Uit het v.i.-advies van de PI volgt tevens dat er tijdens detentie zeer veel incidenten hebben plaatsgevonden, die gelet op de agressieve aard, aansluiten bij één van de redenen waarom de reclassering bijzondere voorwaarden nodig acht én dat sprake is van een hoog recidiverisico. Op 7 juni 2019 heeft het gedrag van veroordeelde zelfs geleid tot plaatsing op de afdeling voor beheersmatig problematische gedetineerden (BPG). Vanuit deze afdeling zijn de re-integratie mogelijkheden beperkt.
Voorts is gebleken dat het noodzakelijk is dat veroordeelde psychisch wordt onderzocht om bijzondere voorwaarden op te kunnen stellen voor het beperken van het recidiverisico, maar dat veroordeelde bij voorbaat heeft aangegeven niet mee te willen werken aan onderzoek én aan de bijzondere voorwaarden.
Ter terechtzitting is gebleken dat de houding van verdachte is veranderd, in die zin dat hij nu wel wil meewerken aan diagnostiek en het opstellen van bijzondere voorwaarden.
De rechtbank is van oordeel dat uit de opgemaakte v.i. adviezen – en uit de door de deskundige ter terechtzitting gegeven toelichting – volgt dat veroordeelde eerst de mogelijkheid moet krijgen om van de BPG afdeling naar een reguliere afdeling te gaan en vervolgens daar positief gedrag te laten zien. Veroordeelde kan daarnaast gaan deelnemen aan diagnostiek en gaan meewerken aan gesprekken over het opstellen van bijzondere voorwaarden.
Nu volgens de deskundige hiervoor nog minimaal één jaar nodig is, leidt dat ertoe dat de rechtbank de vordering tot uitstel van de v.i. zal toewijzen.
De vordering dient derhalve te worden toegewezen.
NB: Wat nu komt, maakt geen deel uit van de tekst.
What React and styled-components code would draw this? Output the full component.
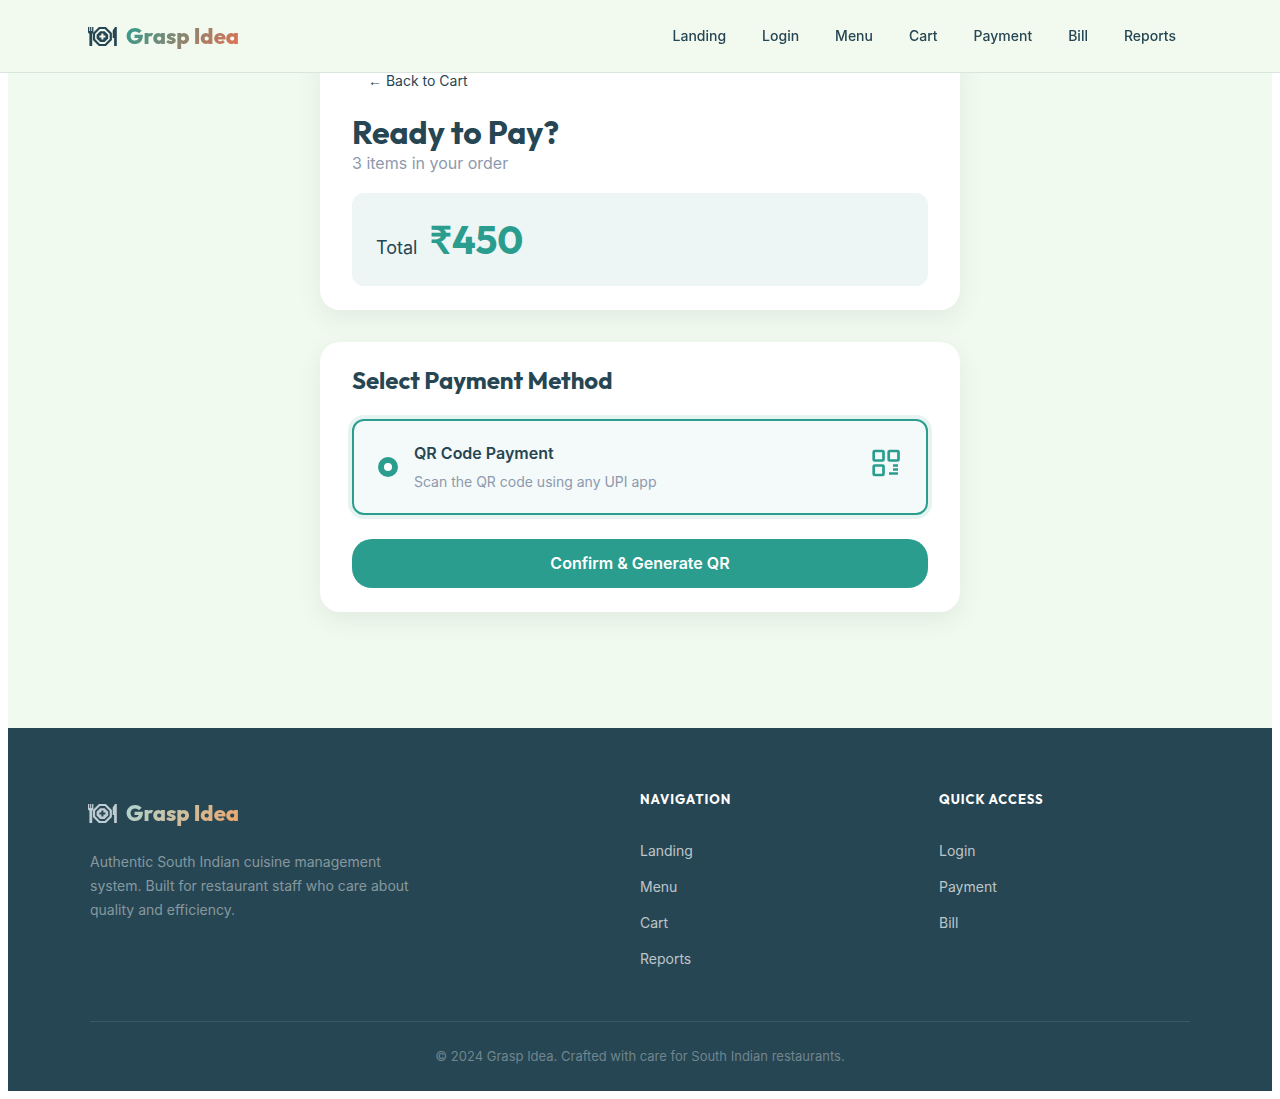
import React from 'react';
import styled, { createGlobalStyle } from 'styled-components';

const display = '"Outfit", "Lato", "Noto Sans", sans-serif';

const GlobalStyle = createGlobalStyle`
  *, *::before, *::after { box-sizing: border-box; }
  body {
    margin: 8px;
    background: #fff;
    color: #264653;
    font-family: "Inter", "Liberation Sans", sans-serif;
    font-size: 16px;
    -webkit-font-smoothing: antialiased;
  }
  h1, h2, h3, p, ul { margin: 0; padding: 0; }
  a { color: inherit; text-decoration: none; }
`;

const Header = styled.header`
  position: fixed;
  top: 0;
  left: 0;
  right: 0;
  z-index: 10;
  background: rgba(241, 250, 238, 0.95);
  backdrop-filter: blur(12px);
  border-bottom: 1px solid rgba(38, 70, 83, 0.12);
`;

const Container = styled.div`
  max-width: 1100px;
  margin: 0 auto;
`;

const HeaderRow = styled(Container)`
  height: 72px;
  display: flex;
  align-items: center;
  justify-content: space-between;
`;

const Brand = styled.a`
  display: flex;
  align-items: center;
  gap: 8px;
  width: max-content;
  color: ${({ $dark }) => ($dark ? '#becbd0' : '#264653')};
  font-size: 22px;
  line-height: ${({ $dark }) => ($dark ? 42 : 28)}px;
`;

const BrandIcon = styled.svg`
  width: 30px;
  height: 20px;
  margin-left: -2px;
`;

const BrandName = styled.span`
  font-family: ${display};
  font-weight: 800;
  background: ${({ $dark }) => ($dark
    ? 'linear-gradient(135deg, #a8dadc, #f4a261)'
    : 'linear-gradient(135deg, #2a9d8f, #e76f51)')};
  background-clip: text;
  -webkit-background-clip: text;
  color: transparent;
`;

const Nav = styled.nav`
  display: flex;
  gap: 8px;
`;

const NavLink = styled.a`
  padding: 8px 14px;
  font-size: 14px;
  line-height: 20px;
  font-weight: 500;
`;

const Main = styled.main`
  min-height: 720px;
  padding: 32px 24px 116px;
  background: #f1faee;
`;

const Stack = styled.div`
  max-width: 640px;
  margin: 0 auto;
  display: flex;
  flex-direction: column;
  gap: 32px;
`;

const Card = styled.section`
  padding: 24px 32px;
  background: #fff;
  border-radius: 20px;
  box-shadow: 0 8px 24px rgba(38, 70, 83, 0.08);
`;

const BackButton = styled.button`
  display: block;
  padding: 8px 16px;
  margin-bottom: 16px;
  border: 0;
  background: transparent;
  color: #264653;
  font: 400 14px/18px "Inter", sans-serif;
`;

const Arrow = styled.span`
  font-family: "Liberation Sans", sans-serif;
`;

const Title = styled.h1`
  font: 700 32px/37px ${display};
`;

const Muted = styled.p`
  color: #8d99ae;
  font-size: ${({ $small }) => ($small ? 14 : 16)}px;
  line-height: ${({ $small }) => ($small ? 22 : 24)}px;
`;

const TotalBox = styled.div`
  display: flex;
  align-items: baseline;
  gap: 12px;
  margin-top: 18px;
  padding: 20px 24px;
  border-radius: 12px;
  background: #edf6f5;
`;

const TotalLabel = styled.span`
  font-size: 18px;
`;

const Amount = styled.strong`
  color: #2a9d8f;
  font: 700 39px/53px ${display};
`;

const SectionTitle = styled.h2`
  font: 700 24px/29px ${display};
`;

const Option = styled.label`
  display: flex;
  align-items: center;
  gap: 16px;
  margin: 24px 0;
  padding: 20px 24px;
  border: 2px solid #2a9d8f;
  border-radius: 12px;
  background: #f4faf9;
  box-shadow: 0 0 0 4px rgba(42, 157, 143, 0.12);
`;

const Radio = styled.input`
  appearance: none;
  flex: none;
  width: 20px;
  height: 20px;
  margin: 0;
  border: 6px solid #2a9d8f;
  border-radius: 50%;
  background: #fff;
`;

const OptionText = styled.div`
  flex: 1;
  display: flex;
  flex-direction: column;
  gap: 6px;
`;

const OptionName = styled.span`
  font-size: 16px;
  line-height: 24px;
  font-weight: 600;
`;

const QrIcon = styled.svg`
  width: 32px;
  height: 32px;
  margin-bottom: 8px;
  color: #2a9d8f;
`;

const Confirm = styled.button`
  width: 100%;
  padding: 14px 24px;
  border: 0;
  border-radius: 20px;
  background: #2a9d8f;
  color: #fff;
  font: 600 16px/21px "Inter", sans-serif;
`;

const Footer = styled.footer`
  padding: 64px 24px 24px;
  background: #264653;
  color: #fff;
`;

const FooterGrid = styled.div`
  display: grid;
  grid-template-columns: 2fr 1fr 1fr;
  gap: 48px;
  padding-bottom: 50px;
`;

const Blurb = styled.p`
  max-width: 320px;
  margin-top: 16px;
  color: rgba(255, 255, 255, 0.45);
  font-size: 14px;
  line-height: 24px;
`;

const ColumnTitle = styled.h3`
  font: 700 13px/14px ${display};
  letter-spacing: 1px;
  text-transform: uppercase;
`;

const Links = styled.ul`
  list-style: none;
  margin-top: 33px;
  display: flex;
  flex-direction: column;
  gap: 12px;
  color: rgba(255, 255, 255, 0.7);
  font-size: 14px;
  line-height: 24px;
`;

const Copyright = styled.p`
  padding-top: 24px;
  border-top: 1px solid rgba(255, 255, 255, 0.1);
  color: rgba(255, 255, 255, 0.35);
  font-size: 13px;
  line-height: 21px;
  text-align: center;
`;

function Logo({ dark }) {
  return (
    <Brand href="#" $dark={dark}>
      <BrandIcon viewBox="0 0 30 20" fill="none" stroke="currentColor" aria-hidden="true">
        <g fill="currentColor" stroke="none">
          <path d="M0 1h1.300v4h.8V1h1.200v4h.8V1h1.300v5.500L4.200 8v12H1.400V8L0 6.500z" />
          <path d="M28.800 1v19h-2.700v-8h-1.400V4.500L27 1z" />
          <path
            fillRule="evenodd"
            d="M12.200 5.200h4.400l3.600 3.600v3.600l-3.600 3.600h-4.400l-3.600-3.600V8.800zM13.400 7.600v2h-2v2h2v2h2v-2h2v-2h-2v-2z"
          />
        </g>
        <path d="M11.400 2h6l5.400 5.400v6.200L17.400 19h-6L6 13.600V7.400z" strokeWidth="2.200" />
      </BrandIcon>
      <BrandName $dark={dark}>Grasp Idea</BrandName>
    </Brand>
  );
}

function LinkColumn({ title, items }) {
  return (
    <nav aria-label={title}>
      <ColumnTitle>{title}</ColumnTitle>
      <Links>
        {items.map((item) => <li key={item}><a href="#">{item}</a></li>)}
      </Links>
    </nav>
  );
}

export default function App() {
  return (
    <>
      <GlobalStyle />
      <Header>
        <HeaderRow>
          <Logo />
          <Nav>
            {['Landing', 'Login', 'Menu', 'Cart', 'Payment', 'Bill', 'Reports'].map((item) => (
              <NavLink key={item} href="#">{item}</NavLink>
            ))}
          </Nav>
        </HeaderRow>
      </Header>
      <Main>
        <Stack>
          <Card>
            <BackButton type="button"><Arrow>←</Arrow> Back to Cart</BackButton>
            <Title>Ready to Pay?</Title>
            <Muted>3 items in your order</Muted>
            <TotalBox>
              <TotalLabel>Total</TotalLabel>
              <Amount>₹450</Amount>
            </TotalBox>
          </Card>
          <Card>
            <SectionTitle>Select Payment Method</SectionTitle>
            <Option htmlFor="qr">
              <Radio id="qr" type="radio" name="method" defaultChecked />
              <OptionText>
                <OptionName>QR Code Payment</OptionName>
                <Muted as="span" $small>Scan the QR code using any UPI app</Muted>
              </OptionText>
              <QrIcon viewBox="0 0 32 32" fill="none" stroke="currentColor" strokeWidth="2.7">
                <rect x="3.700" y="4" width="9.800" height="9.500" rx="1" />
                <rect x="18.700" y="4" width="9.800" height="9.500" rx="1" />
                <rect x="3.700" y="18.500" width="9.800" height="9.500" rx="1" />
                <path d="M23 18.500h5M23 22.500h5M19 26.500h9" strokeWidth="2.400" />
              </QrIcon>
            </Option>
            <Confirm type="button">Confirm &amp; Generate QR</Confirm>
          </Card>
        </Stack>
      </Main>
      <Footer>
        <Container>
          <FooterGrid>
            <div>
              <Logo dark />
              <Blurb>
                Authentic South Indian cuisine management system. Built for restaurant staff who care about quality and efficiency.
              </Blurb>
            </div>
            <LinkColumn title="Navigation" items={['Landing', 'Menu', 'Cart', 'Reports']} />
            <LinkColumn title="Quick Access" items={['Login', 'Payment', 'Bill']} />
          </FooterGrid>
          <Copyright>© 2024 Grasp Idea. Crafted with care for South Indian restaurants.</Copyright>
        </Container>
      </Footer>
    </>
  );
}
Toepasselijke wetsartikelen

De rechtbank heeft gelet op de artikelen: 15d, 15e en 15f Sr.

Beslissing

De rechtbank beslist als volgt.
Wijst de vordering tot uitstel van de voorwaardelijke invrijheidstelling toe.
Bepaalt de duur waarop de voorwaardelijke invrijheidstelling wordt uitgesteld op een periode van 365 dagen, te rekenen vanaf de oorspronkelijke datum van de voorwaardelijke invrijheidstelling.
Aldus gegeven door mr. M. van Bruggen, voorzitter, mr. A. Holten en mr. C.A. Peterzon, rechters, in tegenwoordigheid van mr. M. van Nassau als griffier en uitgesproken ter openbare terechtzitting van 10 december 2019.